Laughter is an adjustment. This is also why it is critical and/or a comment. This is also why it's political.

Adjustments can be like coping, but coping might involve getting numb to a bad situation, or making gestures toward moving something, changing something. A situation can be adjusted or one can adjust oneself. Laughter might lead in either direction. Adorno's fear is that, in the culture industry, where laughter itself is coded for, marketed for, studied, it can only lead to adjustment as numbing.

If an adjustment is something that can operate on the self or operate on the social, then it will be responsive to historical shifts in the operations of power on the self. The disciplinary self makes adjustments by looking inward, by constructing a sense of self that can be adjusted, by accepting responsibility for the impacts of the social on the self, by accepting that the only thing that can really be changed with any sort of reliability is the self. The biopolitical self...it's unclear actually. How much does one experience biopolitical being? Or is it not a structure of experience? If one did experience it, incorporate it, where would adjustments be made? it's not like people don't believe in self-help anymore; it's that governmentality has shifted its ways of conceptualizing people, selfhood-as-population-life. ???
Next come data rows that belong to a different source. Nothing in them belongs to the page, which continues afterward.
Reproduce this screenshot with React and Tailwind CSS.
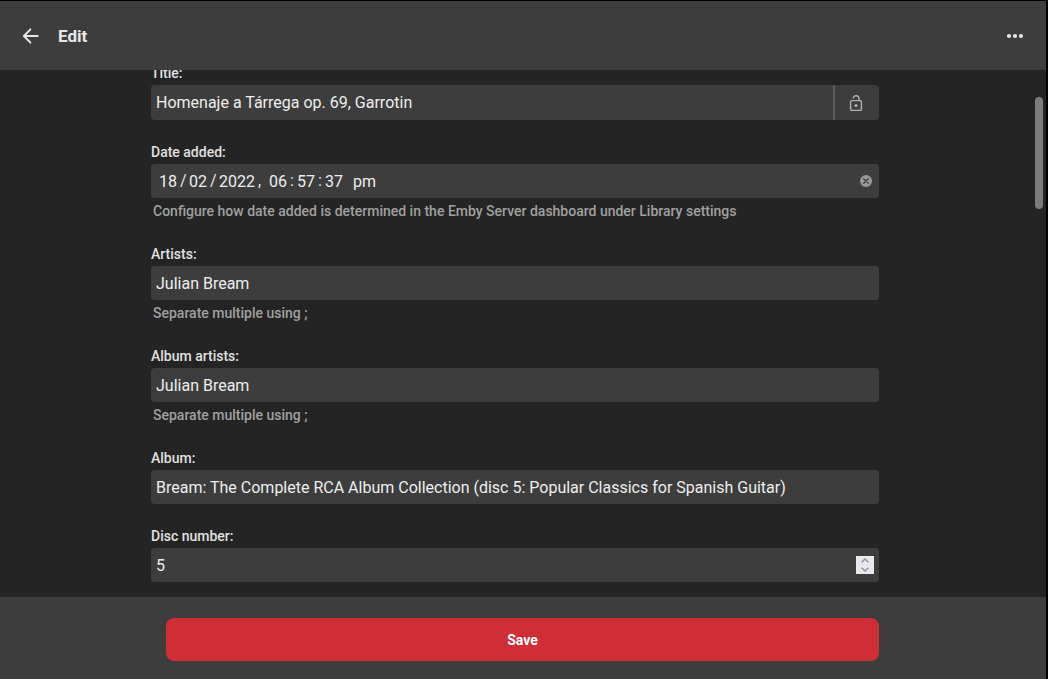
import React, { useState } from 'react';

const INPUT = 'min-w-0 flex-1 h-full bg-transparent px-[5px] text-base text-[#eeeeee] outline-none';

const Field = ({ id, label, hint, children }) => (
  <div>
    <label htmlFor={id} className="block mb-0.5 text-sm leading-5 font-medium text-[#e0e0e0]">{label}</label>
    {children}
    {hint && <p className="mt-0.5 px-0.5 text-sm leading-[22px] font-medium text-[#a0a0a0]">{hint}</p>}
  </div>
);

const TextInput = ({ id, value, onChange }) => (
  <div className="flex h-[34px] rounded bg-[#3d3d3d]">
    <input id={id} name={id} type="text" value={value} onChange={onChange} className={INPUT} />
  </div>
);

// One editable part of the date, followed by its separator
const Segment = ({ id, label, value, wide, sep, onChange }) => (
  <>
    <input
      id={id}
      type="text"
      aria-label={label}
      value={value}
      onChange={onChange}
      className={`${wide ? 'w-[42px]' : 'w-6'} h-full bg-transparent px-[3px] text-base text-[#eeeeee] outline-none`}
    />
    {sep && <span className={sep === '/' ? 'w-1.5' : 'w-1'}>{sep}</span>}
  </>
);

const App = () => {
  const [item, setItem] = useState({
    title: 'Homenaje a Tárrega op. 69, Garrotin',
    artists: 'Julian Bream',
    albumArtists: 'Julian Bream',
    album: 'Bream: The Complete RCA Album Collection (disc 5: Popular Classics for Spanish Guitar)',
    disc: 5,
  });
  const [date, setDate] = useState({ day: '18', month: '02', year: '2022', hour: '06', minute: '57', second: '37', period: 'pm' });

  const edit = (key) => (e) => setItem({ ...item, [key]: e.target.value });
  const editDate = (key) => (e) => setDate({ ...date, [key]: e.target.value });
  const clearDate = () => setDate({ day: '', month: '', year: '', hour: '', minute: '', second: '', period: '' });

  return (
    <div className="flex h-screen flex-col bg-black pt-px pr-0.5 font-['Roboto',sans-serif] text-[#e6e6e6]">
      {/* Header */}
      <header className="flex h-[69px] shrink-0 items-center bg-[#3d3d3d] px-5">
        <button type="button" aria-label="Back" className="p-0.5">
          <svg viewBox="0 0 18 18" className="size-[18px]" fill="none" stroke="currentColor" strokeWidth="2" strokeLinecap="round" strokeLinejoin="round">
            <path d="M15.6 9H2.2M8.4 2.4L1.9 9l6.5 6.6" />
          </svg>
        </button>
        <h1 className="ml-4 text-[17px] leading-6 font-bold">Edit</h1>
        <button type="button" aria-label="More" className="ml-auto p-0.5">
          <svg viewBox="0 0 18 18" className="size-[18px]" fill="currentColor">
            <circle cx="3" cy="9" r="2.1" />
            <circle cx="9" cy="9" r="2.1" />
            <circle cx="15" cy="9" r="2.1" />
          </svg>
        </button>
      </header>

      {/* Scrolled form */}
      <main className="flex min-h-0 flex-1 overflow-hidden bg-[#242424]">
        <form id="edit-form" onSubmit={(e) => e.preventDefault()} className="-mt-[7px] min-w-0 flex-1">
          <div className="mx-auto flex max-w-[728px] flex-col gap-[22px]">
            <Field id="title" label="Title:">
              <div className="flex h-[35px] overflow-hidden rounded bg-[#3d3d3d]">
                <input id="title" type="text" value={item.title} onChange={edit('title')} className={INPUT} />
                <button type="button" aria-label="Lock title" className="flex w-[46px] items-center justify-center border-l-2 border-[#5c5c5c] pr-0.5 text-[#b0b0b0]">
                  <svg viewBox="0 0 14 18" className="h-[18px] w-3.5" fill="none" stroke="currentColor" strokeWidth="1.4">
                    <rect x="1.6" y="6.6" width="10.8" height="9.8" rx="1.2" />
                    <path d="M4.2 4.6C4.2 2.6 5.3 1.7 7 1.7s3 .9 3 2.9v2" />
                    <circle cx="7" cy="11.5" r="1.5" fill="currentColor" stroke="none" />
                  </svg>
                </button>
              </div>
            </Field>

            <Field id="day" label="Date added:" hint="Configure how date added is determined in the Emby Server dashboard under Library settings">
              <div role="group" aria-label="Date added" className="flex h-[34px] items-center rounded bg-[#3d3d3d] pr-[7px] pl-[5px]">
                <Segment id="day" label="Day" value={date.day} onChange={editDate('day')} sep="/" />
                <Segment label="Month" value={date.month} onChange={editDate('month')} sep="/" />
                <Segment label="Year" value={date.year} onChange={editDate('year')} wide sep="," />
                <span className="w-1" />
                <Segment label="Hour" value={date.hour} onChange={editDate('hour')} sep=":" />
                <Segment label="Minute" value={date.minute} onChange={editDate('minute')} sep=":" />
                <Segment label="Second" value={date.second} onChange={editDate('second')} />
                <span className="w-1" />
                <Segment label="AM or PM" value={date.period} onChange={editDate('period')} wide />
                <button type="button" aria-label="Clear date" onClick={clearDate} className="ml-auto text-[#999999]">
                  <svg viewBox="0 0 12 12" className="size-3">
                    <circle cx="6" cy="6" r="6" fill="currentColor" />
                    <path d="M3.7 3.7l4.6 4.6M8.3 3.7L3.7 8.3" stroke="#3d3d3d" strokeWidth="1.3" strokeLinecap="round" />
                  </svg>
                </button>
              </div>
            </Field>

            <Field id="artists" label="Artists:" hint="Separate multiple using ;">
              <TextInput id="artists" value={item.artists} onChange={edit('artists')} />
            </Field>

            <Field id="albumArtists" label="Album artists:" hint="Separate multiple using ;">
              <TextInput id="albumArtists" value={item.albumArtists} onChange={edit('albumArtists')} />
            </Field>

            <Field id="album" label="Album:">
              <TextInput id="album" value={item.album} onChange={edit('album')} />
            </Field>

            <Field id="disc" label="Disc number:">
              <div className="flex h-[34px] items-center rounded bg-[#3d3d3d] pr-[5px]">
                <input id="disc" type="number" value={item.disc} onChange={edit('disc')} className={`${INPUT} [appearance:textfield] [&::-webkit-inner-spin-button]:appearance-none`} />
                <div className="flex size-[18px] flex-col bg-[#e9e9ed] text-[#8f8f9d]">
                  <button type="button" aria-label="Increase" onClick={() => setItem({ ...item, disc: Number(item.disc) + 1 })} className="flex flex-1 items-center justify-center">
                    <svg viewBox="0 0 8 5" className="h-[5px] w-2" fill="none" stroke="currentColor" strokeWidth="1.4"><path d="M.6 4.2L4 1l3.4 3.2" /></svg>
                  </button>
                  <button type="button" aria-label="Decrease" onClick={() => setItem({ ...item, disc: Number(item.disc) - 1 })} className="flex flex-1 items-center justify-center">
                    <svg viewBox="0 0 8 5" className="h-[5px] w-2" fill="none" stroke="currentColor" strokeWidth="1.4"><path d="M.6 .8L4 4 7.4 .8" /></svg>
                  </button>
                </div>
              </div>
            </Field>
          </div>
        </form>

        {/* Scrollbar */}
        <div className="flex w-4 shrink-0 justify-end pt-[27px] pr-[3px]">
          <div className="h-28 w-2 rounded-full bg-[#7c7c7c]" />
        </div>
      </main>

      {/* Footer */}
      <footer className="shrink-0 bg-[#3d3d3d] pt-[21px] pr-4 pb-[18px]">
        <div className="mx-auto max-w-[728px] pl-[15px]">
          <button type="submit" form="edit-form" className="h-[43px] w-full rounded-lg bg-[#cf2e37] text-sm font-bold text-white">
            Save
          </button>
        </div>
      </footer>
    </div>
  );
};

export default App;
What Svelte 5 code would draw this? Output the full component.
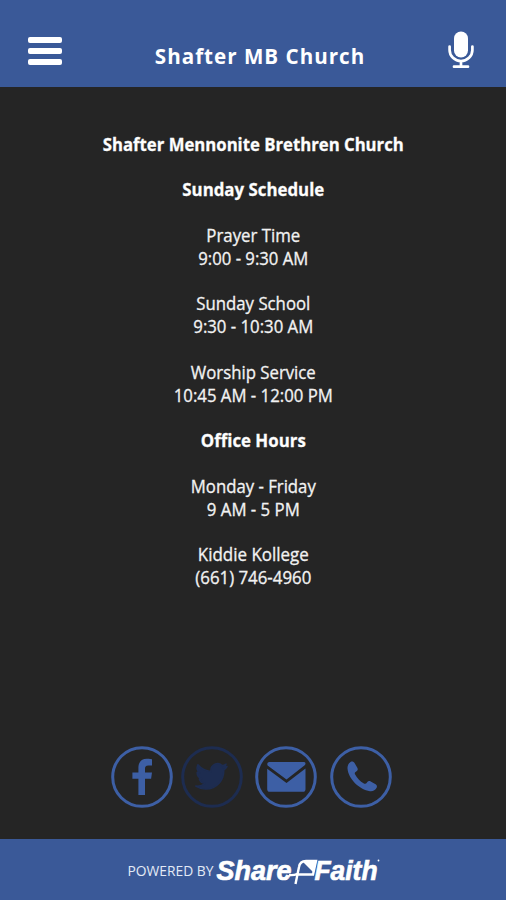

An adjustment: this is the sense in which FGT's spills might register laughter as a mode of critical response to minimalist sculpture. It adjusts that sculpture's relation to a situation, to the movement of bodies, to a space/place, to the nonplace of galleries, to consumption, to sexuality (sucking), to participation. FGT's spills laugh at Carl Andre, at Serra. Meaning not that they mock them, necessarily. Rather, they adjust them and adjust to them. At their most grandiose, they might also help them adjust to a new political situation: not '68 but AIDS. Laughter then would be a specific affective modality of appropriation. It would also have a relation to re-enactment.